- [Given exercise]
Print the lines of the data, starting with the first, up to and including the line where "string; active?: boolean;" appears.

- [Collected data]
+++
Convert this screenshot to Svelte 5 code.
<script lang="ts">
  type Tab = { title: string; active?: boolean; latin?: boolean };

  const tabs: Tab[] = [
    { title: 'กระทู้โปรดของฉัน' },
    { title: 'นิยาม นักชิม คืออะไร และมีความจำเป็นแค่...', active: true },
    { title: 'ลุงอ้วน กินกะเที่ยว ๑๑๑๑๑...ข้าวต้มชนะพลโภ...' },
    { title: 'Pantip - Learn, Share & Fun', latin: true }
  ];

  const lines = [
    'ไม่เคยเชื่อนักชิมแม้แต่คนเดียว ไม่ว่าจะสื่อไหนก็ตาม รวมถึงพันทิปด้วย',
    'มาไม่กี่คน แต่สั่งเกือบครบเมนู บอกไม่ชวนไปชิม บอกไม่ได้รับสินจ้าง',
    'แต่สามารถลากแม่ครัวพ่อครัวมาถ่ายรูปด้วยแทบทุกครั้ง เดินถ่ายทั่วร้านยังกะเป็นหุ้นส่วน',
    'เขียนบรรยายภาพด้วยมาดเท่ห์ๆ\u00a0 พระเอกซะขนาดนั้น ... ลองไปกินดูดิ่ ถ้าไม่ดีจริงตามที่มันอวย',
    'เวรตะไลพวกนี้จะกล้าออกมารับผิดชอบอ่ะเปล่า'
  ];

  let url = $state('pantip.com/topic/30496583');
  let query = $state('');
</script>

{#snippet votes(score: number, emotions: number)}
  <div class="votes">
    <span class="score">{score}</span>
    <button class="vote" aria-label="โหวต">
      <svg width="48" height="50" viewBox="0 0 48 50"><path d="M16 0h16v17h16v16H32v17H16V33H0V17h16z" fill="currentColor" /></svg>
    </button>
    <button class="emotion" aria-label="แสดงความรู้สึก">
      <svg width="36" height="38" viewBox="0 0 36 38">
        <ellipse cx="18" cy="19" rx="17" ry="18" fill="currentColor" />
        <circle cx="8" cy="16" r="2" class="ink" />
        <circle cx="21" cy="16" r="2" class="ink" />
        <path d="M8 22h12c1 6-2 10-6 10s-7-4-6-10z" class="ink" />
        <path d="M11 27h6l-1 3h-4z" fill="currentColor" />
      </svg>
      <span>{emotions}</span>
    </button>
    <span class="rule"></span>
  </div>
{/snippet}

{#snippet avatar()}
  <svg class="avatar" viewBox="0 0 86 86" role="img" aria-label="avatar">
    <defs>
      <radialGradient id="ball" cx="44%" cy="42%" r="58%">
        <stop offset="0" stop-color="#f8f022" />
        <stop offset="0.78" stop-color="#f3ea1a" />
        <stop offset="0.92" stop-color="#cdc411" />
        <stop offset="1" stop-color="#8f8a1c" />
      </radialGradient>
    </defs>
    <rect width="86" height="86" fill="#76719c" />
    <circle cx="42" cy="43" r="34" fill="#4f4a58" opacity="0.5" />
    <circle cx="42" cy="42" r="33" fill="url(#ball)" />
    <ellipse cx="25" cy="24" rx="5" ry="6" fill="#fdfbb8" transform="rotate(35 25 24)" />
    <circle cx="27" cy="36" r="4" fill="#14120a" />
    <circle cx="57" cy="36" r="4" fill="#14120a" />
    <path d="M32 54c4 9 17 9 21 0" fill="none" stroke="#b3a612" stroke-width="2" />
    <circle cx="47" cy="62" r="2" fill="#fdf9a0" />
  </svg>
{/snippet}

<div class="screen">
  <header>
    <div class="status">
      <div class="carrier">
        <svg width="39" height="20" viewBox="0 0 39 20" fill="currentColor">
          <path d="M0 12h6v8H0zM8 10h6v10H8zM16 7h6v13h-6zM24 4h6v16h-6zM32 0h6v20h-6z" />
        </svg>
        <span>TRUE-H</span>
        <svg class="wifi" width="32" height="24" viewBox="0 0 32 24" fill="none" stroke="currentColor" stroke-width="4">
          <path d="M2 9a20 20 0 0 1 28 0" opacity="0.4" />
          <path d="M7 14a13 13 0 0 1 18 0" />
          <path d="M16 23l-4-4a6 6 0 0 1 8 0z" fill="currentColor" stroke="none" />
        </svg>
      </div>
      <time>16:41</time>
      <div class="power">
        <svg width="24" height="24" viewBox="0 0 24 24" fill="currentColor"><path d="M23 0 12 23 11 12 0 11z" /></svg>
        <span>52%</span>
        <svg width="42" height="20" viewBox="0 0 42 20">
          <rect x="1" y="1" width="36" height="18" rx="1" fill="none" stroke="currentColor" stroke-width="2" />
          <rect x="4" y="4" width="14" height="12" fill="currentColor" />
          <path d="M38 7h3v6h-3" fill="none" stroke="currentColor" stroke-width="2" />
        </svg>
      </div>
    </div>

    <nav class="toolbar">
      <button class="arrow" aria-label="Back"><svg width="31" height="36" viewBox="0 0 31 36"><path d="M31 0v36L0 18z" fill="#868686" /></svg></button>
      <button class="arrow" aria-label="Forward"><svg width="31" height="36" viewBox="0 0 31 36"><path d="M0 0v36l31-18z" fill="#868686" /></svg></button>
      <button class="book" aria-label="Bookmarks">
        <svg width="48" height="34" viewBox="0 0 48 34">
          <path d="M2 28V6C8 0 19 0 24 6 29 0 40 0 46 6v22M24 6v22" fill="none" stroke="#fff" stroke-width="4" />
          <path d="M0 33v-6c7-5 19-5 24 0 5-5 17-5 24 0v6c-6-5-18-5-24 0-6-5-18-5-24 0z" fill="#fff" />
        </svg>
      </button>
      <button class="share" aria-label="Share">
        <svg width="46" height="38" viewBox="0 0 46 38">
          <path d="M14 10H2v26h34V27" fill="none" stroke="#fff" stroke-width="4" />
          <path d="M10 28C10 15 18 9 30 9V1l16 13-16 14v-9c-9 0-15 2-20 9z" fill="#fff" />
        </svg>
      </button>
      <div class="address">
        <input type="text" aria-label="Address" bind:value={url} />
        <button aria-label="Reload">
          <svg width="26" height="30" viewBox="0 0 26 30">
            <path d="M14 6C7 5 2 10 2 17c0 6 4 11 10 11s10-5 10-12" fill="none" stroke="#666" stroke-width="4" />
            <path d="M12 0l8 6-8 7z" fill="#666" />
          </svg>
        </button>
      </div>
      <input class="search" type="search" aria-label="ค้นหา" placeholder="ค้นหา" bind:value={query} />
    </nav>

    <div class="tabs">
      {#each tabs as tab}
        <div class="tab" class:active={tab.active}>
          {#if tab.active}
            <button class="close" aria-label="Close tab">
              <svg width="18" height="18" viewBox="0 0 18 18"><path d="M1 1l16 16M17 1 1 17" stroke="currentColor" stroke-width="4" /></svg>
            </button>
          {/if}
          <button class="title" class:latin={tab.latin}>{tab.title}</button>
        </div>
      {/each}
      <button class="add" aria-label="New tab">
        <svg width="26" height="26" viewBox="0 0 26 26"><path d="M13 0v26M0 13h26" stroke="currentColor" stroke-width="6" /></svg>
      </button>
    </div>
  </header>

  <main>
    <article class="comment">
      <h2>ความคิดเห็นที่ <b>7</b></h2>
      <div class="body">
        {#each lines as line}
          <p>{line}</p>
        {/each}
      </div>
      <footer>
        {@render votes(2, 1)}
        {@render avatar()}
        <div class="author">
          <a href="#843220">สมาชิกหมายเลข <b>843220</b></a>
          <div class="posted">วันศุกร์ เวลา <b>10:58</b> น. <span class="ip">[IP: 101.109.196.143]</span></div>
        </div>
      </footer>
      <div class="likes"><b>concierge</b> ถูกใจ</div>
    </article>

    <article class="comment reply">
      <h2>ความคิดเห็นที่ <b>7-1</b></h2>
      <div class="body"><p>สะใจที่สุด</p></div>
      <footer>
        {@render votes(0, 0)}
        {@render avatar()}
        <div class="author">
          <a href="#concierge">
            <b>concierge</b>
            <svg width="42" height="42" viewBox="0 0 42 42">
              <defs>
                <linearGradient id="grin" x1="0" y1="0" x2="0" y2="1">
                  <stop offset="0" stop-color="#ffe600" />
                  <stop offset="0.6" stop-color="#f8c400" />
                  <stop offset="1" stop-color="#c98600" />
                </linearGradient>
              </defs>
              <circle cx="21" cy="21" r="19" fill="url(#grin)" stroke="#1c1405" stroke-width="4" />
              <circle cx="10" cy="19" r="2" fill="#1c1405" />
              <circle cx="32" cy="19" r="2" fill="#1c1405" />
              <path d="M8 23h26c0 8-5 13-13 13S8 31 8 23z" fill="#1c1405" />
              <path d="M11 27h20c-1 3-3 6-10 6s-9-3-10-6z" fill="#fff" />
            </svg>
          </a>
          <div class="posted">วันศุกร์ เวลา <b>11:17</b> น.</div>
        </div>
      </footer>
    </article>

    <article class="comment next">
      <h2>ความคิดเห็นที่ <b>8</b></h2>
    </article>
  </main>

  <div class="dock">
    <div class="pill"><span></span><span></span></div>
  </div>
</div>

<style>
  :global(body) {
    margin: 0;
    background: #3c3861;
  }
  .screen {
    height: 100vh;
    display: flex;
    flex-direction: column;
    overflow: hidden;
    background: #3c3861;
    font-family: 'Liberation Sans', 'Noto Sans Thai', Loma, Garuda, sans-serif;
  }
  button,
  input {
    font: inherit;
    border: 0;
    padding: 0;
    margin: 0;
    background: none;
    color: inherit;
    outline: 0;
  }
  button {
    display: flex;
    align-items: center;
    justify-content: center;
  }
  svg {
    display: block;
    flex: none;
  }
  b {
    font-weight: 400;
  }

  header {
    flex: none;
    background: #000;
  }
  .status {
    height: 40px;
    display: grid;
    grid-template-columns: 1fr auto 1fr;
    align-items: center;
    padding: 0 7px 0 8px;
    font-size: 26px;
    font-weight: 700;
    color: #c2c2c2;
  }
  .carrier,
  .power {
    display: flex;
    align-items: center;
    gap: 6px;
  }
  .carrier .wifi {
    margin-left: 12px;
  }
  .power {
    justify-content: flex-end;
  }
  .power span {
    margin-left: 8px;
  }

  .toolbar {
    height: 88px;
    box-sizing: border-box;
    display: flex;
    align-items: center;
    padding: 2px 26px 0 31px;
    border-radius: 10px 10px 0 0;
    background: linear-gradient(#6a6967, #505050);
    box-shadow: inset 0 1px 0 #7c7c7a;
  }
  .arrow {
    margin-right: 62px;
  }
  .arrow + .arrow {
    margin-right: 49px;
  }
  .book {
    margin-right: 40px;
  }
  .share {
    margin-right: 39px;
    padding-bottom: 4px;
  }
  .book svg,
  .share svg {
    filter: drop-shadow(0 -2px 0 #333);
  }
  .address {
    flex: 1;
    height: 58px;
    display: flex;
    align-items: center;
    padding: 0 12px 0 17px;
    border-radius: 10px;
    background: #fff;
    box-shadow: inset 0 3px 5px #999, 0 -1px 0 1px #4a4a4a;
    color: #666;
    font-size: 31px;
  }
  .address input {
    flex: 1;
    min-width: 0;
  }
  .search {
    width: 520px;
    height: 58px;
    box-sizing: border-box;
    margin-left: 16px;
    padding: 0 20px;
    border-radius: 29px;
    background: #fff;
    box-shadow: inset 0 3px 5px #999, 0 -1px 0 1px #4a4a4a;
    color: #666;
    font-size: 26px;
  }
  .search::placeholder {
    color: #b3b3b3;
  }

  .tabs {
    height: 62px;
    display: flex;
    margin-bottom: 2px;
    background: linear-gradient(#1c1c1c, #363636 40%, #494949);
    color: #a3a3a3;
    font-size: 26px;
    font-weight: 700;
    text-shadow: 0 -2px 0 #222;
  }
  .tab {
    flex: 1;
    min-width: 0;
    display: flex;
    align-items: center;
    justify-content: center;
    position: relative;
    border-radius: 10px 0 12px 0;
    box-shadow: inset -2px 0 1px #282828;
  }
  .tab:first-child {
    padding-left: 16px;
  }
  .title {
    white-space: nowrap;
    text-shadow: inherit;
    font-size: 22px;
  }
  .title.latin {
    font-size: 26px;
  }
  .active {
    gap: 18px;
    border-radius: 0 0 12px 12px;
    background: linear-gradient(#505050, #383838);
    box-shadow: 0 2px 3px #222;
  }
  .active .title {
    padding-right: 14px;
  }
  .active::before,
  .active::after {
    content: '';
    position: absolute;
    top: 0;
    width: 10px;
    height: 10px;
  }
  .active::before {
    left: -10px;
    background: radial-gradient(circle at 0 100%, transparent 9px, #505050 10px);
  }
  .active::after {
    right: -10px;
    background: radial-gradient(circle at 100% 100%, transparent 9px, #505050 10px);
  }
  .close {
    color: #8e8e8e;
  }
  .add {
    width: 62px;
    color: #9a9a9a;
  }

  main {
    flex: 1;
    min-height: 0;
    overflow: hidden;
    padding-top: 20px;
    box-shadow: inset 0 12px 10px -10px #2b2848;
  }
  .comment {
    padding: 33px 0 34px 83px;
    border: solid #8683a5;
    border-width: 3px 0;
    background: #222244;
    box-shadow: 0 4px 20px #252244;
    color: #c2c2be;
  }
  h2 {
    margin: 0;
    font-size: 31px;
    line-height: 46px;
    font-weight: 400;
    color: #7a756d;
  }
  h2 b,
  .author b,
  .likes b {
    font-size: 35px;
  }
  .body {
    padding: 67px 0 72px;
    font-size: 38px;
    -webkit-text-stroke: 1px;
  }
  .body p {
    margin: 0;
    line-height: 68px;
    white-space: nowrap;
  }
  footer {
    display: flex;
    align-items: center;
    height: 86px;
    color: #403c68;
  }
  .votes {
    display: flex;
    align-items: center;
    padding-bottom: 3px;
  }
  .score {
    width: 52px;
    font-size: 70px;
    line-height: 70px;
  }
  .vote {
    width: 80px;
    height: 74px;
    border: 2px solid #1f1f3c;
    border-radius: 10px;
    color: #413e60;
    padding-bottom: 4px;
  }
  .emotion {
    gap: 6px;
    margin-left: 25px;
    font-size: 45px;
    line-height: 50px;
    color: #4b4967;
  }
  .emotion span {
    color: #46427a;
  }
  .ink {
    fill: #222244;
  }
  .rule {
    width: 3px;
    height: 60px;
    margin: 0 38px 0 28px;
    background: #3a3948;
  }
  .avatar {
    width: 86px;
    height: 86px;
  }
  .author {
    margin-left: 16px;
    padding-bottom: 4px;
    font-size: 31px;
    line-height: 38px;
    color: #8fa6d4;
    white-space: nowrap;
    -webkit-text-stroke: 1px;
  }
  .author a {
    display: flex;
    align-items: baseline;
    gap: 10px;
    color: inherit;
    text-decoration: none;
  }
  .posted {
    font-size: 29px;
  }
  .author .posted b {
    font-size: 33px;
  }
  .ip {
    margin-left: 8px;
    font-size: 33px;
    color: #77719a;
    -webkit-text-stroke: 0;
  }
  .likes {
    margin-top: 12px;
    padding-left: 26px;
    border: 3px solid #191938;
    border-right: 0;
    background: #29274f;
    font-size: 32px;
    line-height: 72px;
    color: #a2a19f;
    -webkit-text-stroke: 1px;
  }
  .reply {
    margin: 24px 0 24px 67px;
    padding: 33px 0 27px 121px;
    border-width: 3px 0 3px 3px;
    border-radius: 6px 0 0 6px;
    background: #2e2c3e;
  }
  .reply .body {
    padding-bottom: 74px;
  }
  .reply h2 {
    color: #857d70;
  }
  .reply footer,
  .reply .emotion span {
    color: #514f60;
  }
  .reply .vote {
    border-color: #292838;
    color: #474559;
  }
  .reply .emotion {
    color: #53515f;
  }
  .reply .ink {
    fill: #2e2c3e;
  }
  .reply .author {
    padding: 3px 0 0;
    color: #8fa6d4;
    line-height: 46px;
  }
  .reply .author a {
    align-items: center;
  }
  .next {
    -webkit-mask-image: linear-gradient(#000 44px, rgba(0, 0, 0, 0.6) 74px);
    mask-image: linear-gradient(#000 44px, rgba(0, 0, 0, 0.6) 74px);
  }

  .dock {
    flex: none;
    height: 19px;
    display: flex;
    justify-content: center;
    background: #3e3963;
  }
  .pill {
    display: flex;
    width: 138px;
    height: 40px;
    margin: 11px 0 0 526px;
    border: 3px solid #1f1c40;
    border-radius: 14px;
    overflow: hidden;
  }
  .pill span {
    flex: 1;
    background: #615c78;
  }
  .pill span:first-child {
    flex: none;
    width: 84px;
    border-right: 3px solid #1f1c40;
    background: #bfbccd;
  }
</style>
+++
- [Answer to the task]
Convert this screenshot to Svelte 5 code.
<script lang="ts">
  type Tab = { title: string; active?: boolean; latin?: boolean };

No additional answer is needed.